- Task to complete: Without the images, write out all of the following entries exactly.
— START —
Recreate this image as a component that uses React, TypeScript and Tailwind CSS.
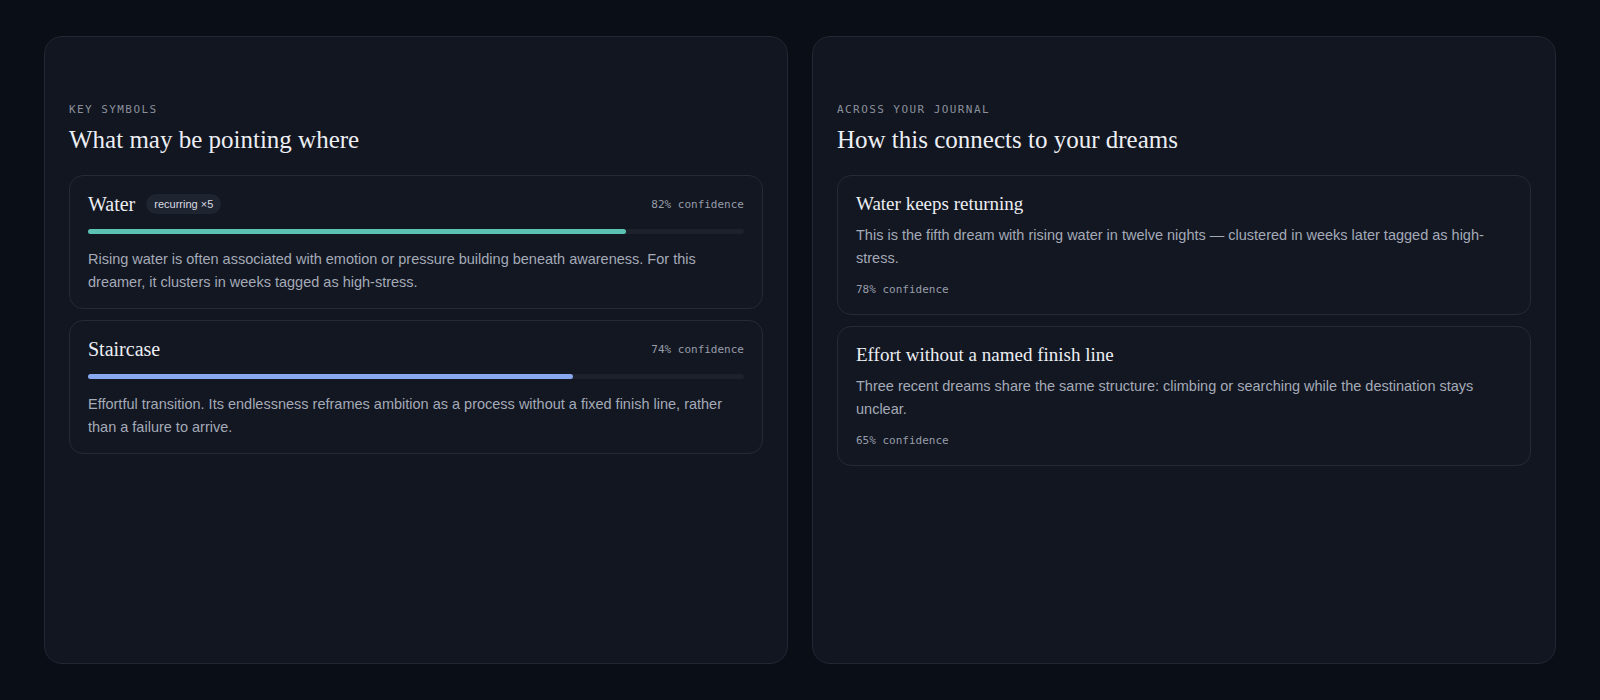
const serif = "font-['Liberation_Serif',_'DejaVu_Serif',_serif]";
const sans = "font-['Liberation_Sans',_Arial,_sans-serif]";
const mono = "font-['DejaVu_Sans_Mono',_'Liberation_Mono',_monospace]";

type Symbol = {
  name: string;
  badge?: string;
  confidence: number;
  bar: string;
  text: string;
};

const symbols: Symbol[] = [
  {
    name: "Water",
    badge: "recurring ×5",
    confidence: 82,
    bar: "bg-[#5cc2b3]",
    text: "Rising water is often associated with emotion or pressure building beneath awareness. For this dreamer, it clusters in weeks tagged as high-stress.",
  },
  {
    name: "Staircase",
    confidence: 74,
    bar: "bg-[#88a7ee]",
    text: "Effortful transition. Its endlessness reframes ambition as a process without a fixed finish line, rather than a failure to arrive.",
  },
];

const connections = [
  {
    title: "Water keeps returning",
    text: "This is the fifth dream with rising water in twelve nights — clustered in weeks later tagged as high-stress.",
    confidence: 78,
  },
  {
    title: "Effort without a named finish line",
    text: "Three recent dreams share the same structure: climbing or searching while the destination stays unclear.",
    confidence: 65,
  },
];

const PanelHeader = ({ label, title }: { label: string; title: string }) => (
  <div className="flex flex-col">
    <span className={`${mono} text-[11px] leading-4 tracking-[0.13em] text-[#8a909c] uppercase`}>
      {label}
    </span>
    <h2 className={`${serif} mt-[6px] text-[25px] leading-8 text-[#eceef3]`}>{title}</h2>
  </div>
);

const SymbolCard = ({ s }: { s: Symbol }) => (
  <div className="rounded-[14px] border border-[#252a37] bg-[#131722] px-[18px] pt-4 pb-[14px]">
    <div className="flex h-6 items-center">
      <span className={`${serif} text-[20px] leading-6 text-[#eceef3]`}>{s.name}</span>
      {s.badge && (
        <span
          className={`${sans} ml-[11px] flex h-5 items-center rounded-full bg-[#1f2431] px-2 text-[11px] font-medium text-[#d8dbe2]`}
        >
          {s.badge}
        </span>
      )}
      <span className={`${mono} ml-auto mt-[3px] text-[11px] text-[#979da9]`}>{s.confidence}% confidence</span>
    </div>
    <div className="mt-[13px] h-[5px] w-full rounded-full bg-[#1c212c]">
      <div className={`h-full rounded-full ${s.bar}`} style={{ width: `${s.confidence}%` }} />
    </div>
    <p className={`${sans} mt-[14px] text-[14.5px] leading-[23px] text-[#a4aab7]`}>{s.text}</p>
  </div>
);

const ConnectionCard = ({ c }: { c: (typeof connections)[number] }) => (
  <div className="rounded-[14px] border border-[#252a37] bg-[#131722] px-[18px] pt-4 pb-4">
    <h3 className={`${serif} text-[19px] leading-6 text-[#eceef3]`}>{c.title}</h3>
    <p className={`${sans} mt-2 text-[14.5px] leading-[23px] text-[#a4aab7]`}>{c.text}</p>
    <div className={`${mono} mt-3 text-[11px] leading-4 text-[#979da9]`}>{c.confidence}% confidence</div>
  </div>
);

export default function App() {
  return (
    <div className="flex h-[700px] w-full gap-6 bg-[#0a0e16] px-11 py-9">
      {/* Key symbols */}
      <section className="flex flex-1 flex-col rounded-[18px] border border-[#222734] bg-[#121620] px-6 pt-[65px]">
        <PanelHeader label="Key symbols" title="What may be pointing where" />
        <div className="mt-[19px] flex flex-col gap-[11px]">
          {symbols.map((s) => (
            <SymbolCard key={s.name} s={s} />
          ))}
        </div>
      </section>

      {/* Connections */}
      <section className="flex flex-1 flex-col rounded-[18px] border border-[#222734] bg-[#121620] px-6 pt-[65px]">
        <PanelHeader label="Across your journal" title="How this connects to your dreams" />
        <div className="mt-[19px] flex flex-col gap-[11px]">
          {connections.map((c) => (
            <ConnectionCard key={c.title} c={c} />
          ))}
        </div>
      </section>
    </div>
  );
}
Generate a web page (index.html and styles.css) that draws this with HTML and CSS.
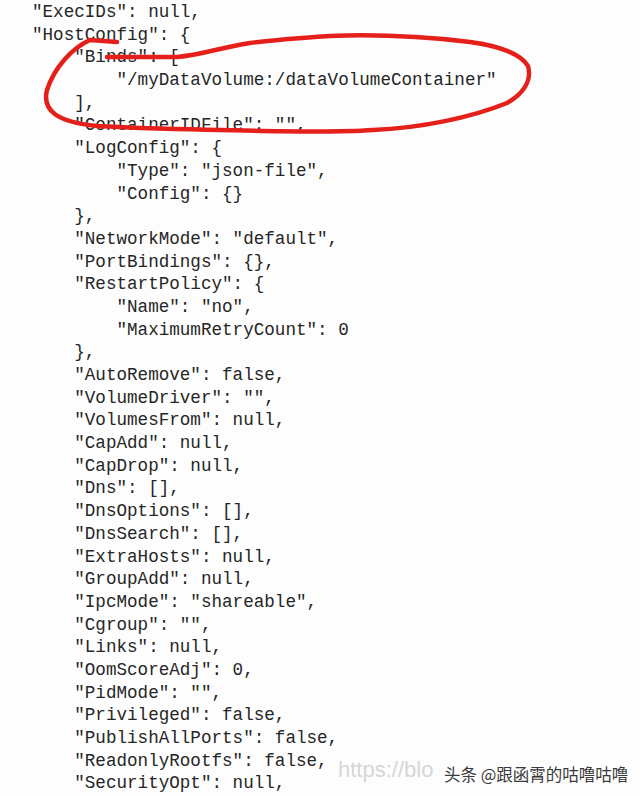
FILE: index.html
```html
<!DOCTYPE html>
<html lang="en">
<head>
<meta charset="utf-8">
<title>HostConfig</title>
<link rel="stylesheet" href="styles.css">
</head>
<body>
<main class="shot">
<pre class="code">"ExecIDs": null,
"HostConfig": {
    "Binds": [
        "/myDataVolume:/dataVolumeContainer"
    ],
    "ContainerIDFile": "",
    "LogConfig": {
        "Type": "json-file",
        "Config": {}
    },
    "NetworkMode": "default",
    "PortBindings": {},
    "RestartPolicy": {
        "Name": "no",
        "MaximumRetryCount": 0
    },
    "AutoRemove": false,
    "VolumeDriver": "",
    "VolumesFrom": null,
    "CapAdd": null,
    "CapDrop": null,
    "Dns": [],
    "DnsOptions": [],
    "DnsSearch": [],
    "ExtraHosts": null,
    "GroupAdd": null,
    "IpcMode": "shareable",
    "Cgroup": "",
    "Links": null,
    "OomScoreAdj": 0,
    "PidMode": "",
    "Privileged": false,
    "PublishAllPorts": false,
    "ReadonlyRootfs": false,
    "SecurityOpt": null,</pre>
<svg class="mark" width="640" height="796" viewBox="0 0 640 796" aria-hidden="true">
  <path d="M117,42 L90,40 C72,48 54,68 47,90 C42,110 56,122 97,126 L140,128 C250,131 330,133 373,130 C420,128 470,118 507,103 C524,93 532,80 528,66 C520,52 492,45 470,42 C420,36 380,34 330,36 C300,38 272,40 250,43 C218,48 202,55 177,57 L107,57" />
</svg>
<div class="wm-url">https://blo</div>
<div class="wm-name">头条 @跟函霄的咕噜咕噜</div>
</main>
</body>
</html>
```
FILE: styles.css
```css
html, body {
  margin: 0;
  padding: 0;
  background: #fdfdfd;
}
.shot {
  position: relative;
  width: 640px;
  height: 796px;
  overflow: hidden;
}
.code {
  margin: 0;
  padding: 1px 0 0 32px;
  width: max-content;
  font-family: "Liberation Mono", "Courier New", monospace;
  font-size: 17.6px;
  line-height: 22.68px;
  color: #262626;
}
.mark {
  position: absolute;
  left: 0;
  top: 0;
}
.mark path {
  fill: none;
  stroke: #e5201a;
  stroke-width: 4.5;
  stroke-linecap: round;
  stroke-linejoin: round;
}
.wm-url {
  position: absolute;
  left: 338px;
  top: 757px;
  font-family: "Liberation Sans", Arial, sans-serif;
  font-size: 22px;
  color: #d6d6d6;
}
.wm-name {
  position: absolute;
  left: 444px;
  top: 762px;
  font-family: "Noto Sans CJK SC", "Noto Sans", sans-serif;
  font-size: 16.5px;
  color: #3a3a3a;
  text-shadow: 0 0 2px #fff, 0 0 1px #fff;
}
```
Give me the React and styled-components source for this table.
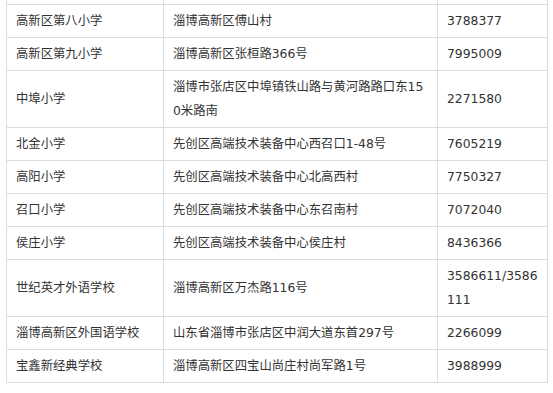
— END —
- Response below:
Recreate this image as a component that uses React, TypeScript and Tailwind CSS.
const serif = "font-['Liberation_Serif',_'DejaVu_Serif',_serif]";
const sans = "font-['Liberation_Sans',_Arial,_sans-serif]";
const mono = "font-['DejaVu_Sans_Mono',_'Liberation_Mono',_monospace]";

type Symbol = {
  name: string;
  badge?: string;
  confidence: number;
  bar: string;
  text: string;
};

const symbols: Symbol[] = [
  {
    name: "Water",
    badge: "recurring ×5",
    confidence: 82,
    bar: "bg-[#5cc2b3]",
    text: "Rising water is often associated with emotion or pressure building beneath awareness. For this dreamer, it clusters in weeks tagged as high-stress.",
  },
  {
    name: "Staircase",
    confidence: 74,
    bar: "bg-[#88a7ee]",
    text: "Effortful transition. Its endlessness reframes ambition as a process without a fixed finish line, rather than a failure to arrive.",
  },
];

const connections = [
  {
    title: "Water keeps returning",
    text: "This is the fifth dream with rising water in twelve nights — clustered in weeks later tagged as high-stress.",
    confidence: 78,
  },
  {
    title: "Effort without a named finish line",
    text: "Three recent dreams share the same structure: climbing or searching while the destination stays unclear.",
    confidence: 65,
  },
];

const PanelHeader = ({ label, title }: { label: string; title: string }) => (
  <div className="flex flex-col">
    <span className={`${mono} text-[11px] leading-4 tracking-[0.13em] text-[#8a909c] uppercase`}>
      {label}
    </span>
    <h2 className={`${serif} mt-[6px] text-[25px] leading-8 text-[#eceef3]`}>{title}</h2>
  </div>
);

const SymbolCard = ({ s }: { s: Symbol }) => (
  <div className="rounded-[14px] border border-[#252a37] bg-[#131722] px-[18px] pt-4 pb-[14px]">
    <div className="flex h-6 items-center">
      <span className={`${serif} text-[20px] leading-6 text-[#eceef3]`}>{s.name}</span>
      {s.badge && (
        <span
          className={`${sans} ml-[11px] flex h-5 items-center rounded-full bg-[#1f2431] px-2 text-[11px] font-medium text-[#d8dbe2]`}
        >
          {s.badge}
        </span>
      )}
      <span className={`${mono} ml-auto mt-[3px] text-[11px] text-[#979da9]`}>{s.confidence}% confidence</span>
    </div>
    <div className="mt-[13px] h-[5px] w-full rounded-full bg-[#1c212c]">
      <div className={`h-full rounded-full ${s.bar}`} style={{ width: `${s.confidence}%` }} />
    </div>
    <p className={`${sans} mt-[14px] text-[14.5px] leading-[23px] text-[#a4aab7]`}>{s.text}</p>
  </div>
);

const ConnectionCard = ({ c }: { c: (typeof connections)[number] }) => (
  <div className="rounded-[14px] border border-[#252a37] bg-[#131722] px-[18px] pt-4 pb-4">
    <h3 className={`${serif} text-[19px] leading-6 text-[#eceef3]`}>{c.title}</h3>
    <p className={`${sans} mt-2 text-[14.5px] leading-[23px] text-[#a4aab7]`}>{c.text}</p>
    <div className={`${mono} mt-3 text-[11px] leading-4 text-[#979da9]`}>{c.confidence}% confidence</div>
  </div>
);

export default function App() {
  return (
    <div className="flex h-[700px] w-full gap-6 bg-[#0a0e16] px-11 py-9">
      {/* Key symbols */}
      <section className="flex flex-1 flex-col rounded-[18px] border border-[#222734] bg-[#121620] px-6 pt-[65px]">
        <PanelHeader label="Key symbols" title="What may be pointing where" />
        <div className="mt-[19px] flex flex-col gap-[11px]">
          {symbols.map((s) => (
            <SymbolCard key={s.name} s={s} />
          ))}
        </div>
      </section>

      {/* Connections */}
      <section className="flex flex-1 flex-col rounded-[18px] border border-[#222734] bg-[#121620] px-6 pt-[65px]">
        <PanelHeader label="Across your journal" title="How this connects to your dreams" />
        <div className="mt-[19px] flex flex-col gap-[11px]">
          {connections.map((c) => (
            <ConnectionCard key={c.title} c={c} />
          ))}
        </div>
      </section>
    </div>
  );
}
Generate a web page (index.html and styles.css) that draws this with HTML and CSS.
FILE: index.html
```html
<!DOCTYPE html>
<html lang="en">
<head>
<meta charset="utf-8">
<title>HostConfig</title>
<link rel="stylesheet" href="styles.css">
</head>
<body>
<main class="shot">
<pre class="code">"ExecIDs": null,
"HostConfig": {
    "Binds": [
        "/myDataVolume:/dataVolumeContainer"
    ],
    "ContainerIDFile": "",
    "LogConfig": {
        "Type": "json-file",
        "Config": {}
    },
    "NetworkMode": "default",
    "PortBindings": {},
    "RestartPolicy": {
        "Name": "no",
        "MaximumRetryCount": 0
    },
    "AutoRemove": false,
    "VolumeDriver": "",
    "VolumesFrom": null,
    "CapAdd": null,
    "CapDrop": null,
    "Dns": [],
    "DnsOptions": [],
    "DnsSearch": [],
    "ExtraHosts": null,
    "GroupAdd": null,
    "IpcMode": "shareable",
    "Cgroup": "",
    "Links": null,
    "OomScoreAdj": 0,
    "PidMode": "",
    "Privileged": false,
    "PublishAllPorts": false,
    "ReadonlyRootfs": false,
    "SecurityOpt": null,</pre>
<svg class="mark" width="640" height="796" viewBox="0 0 640 796" aria-hidden="true">
  <path d="M117,42 L90,40 C72,48 54,68 47,90 C42,110 56,122 97,126 L140,128 C250,131 330,133 373,130 C420,128 470,118 507,103 C524,93 532,80 528,66 C520,52 492,45 470,42 C420,36 380,34 330,36 C300,38 272,40 250,43 C218,48 202,55 177,57 L107,57" />
</svg>
<div class="wm-url">https://blo</div>
<div class="wm-name">头条 @跟函霄的咕噜咕噜</div>
</main>
</body>
</html>
```
FILE: styles.css
```css
html, body {
  margin: 0;
  padding: 0;
  background: #fdfdfd;
}
.shot {
  position: relative;
  width: 640px;
  height: 796px;
  overflow: hidden;
}
.code {
  margin: 0;
  padding: 1px 0 0 32px;
  width: max-content;
  font-family: "Liberation Mono", "Courier New", monospace;
  font-size: 17.6px;
  line-height: 22.68px;
  color: #262626;
}
.mark {
  position: absolute;
  left: 0;
  top: 0;
}
.mark path {
  fill: none;
  stroke: #e5201a;
  stroke-width: 4.5;
  stroke-linecap: round;
  stroke-linejoin: round;
}
.wm-url {
  position: absolute;
  left: 338px;
  top: 757px;
  font-family: "Liberation Sans", Arial, sans-serif;
  font-size: 22px;
  color: #d6d6d6;
}
.wm-name {
  position: absolute;
  left: 444px;
  top: 762px;
  font-family: "Noto Sans CJK SC", "Noto Sans", sans-serif;
  font-size: 16.5px;
  color: #3a3a3a;
  text-shadow: 0 0 2px #fff, 0 0 1px #fff;
}
```
Give me the React and styled-components source for this table.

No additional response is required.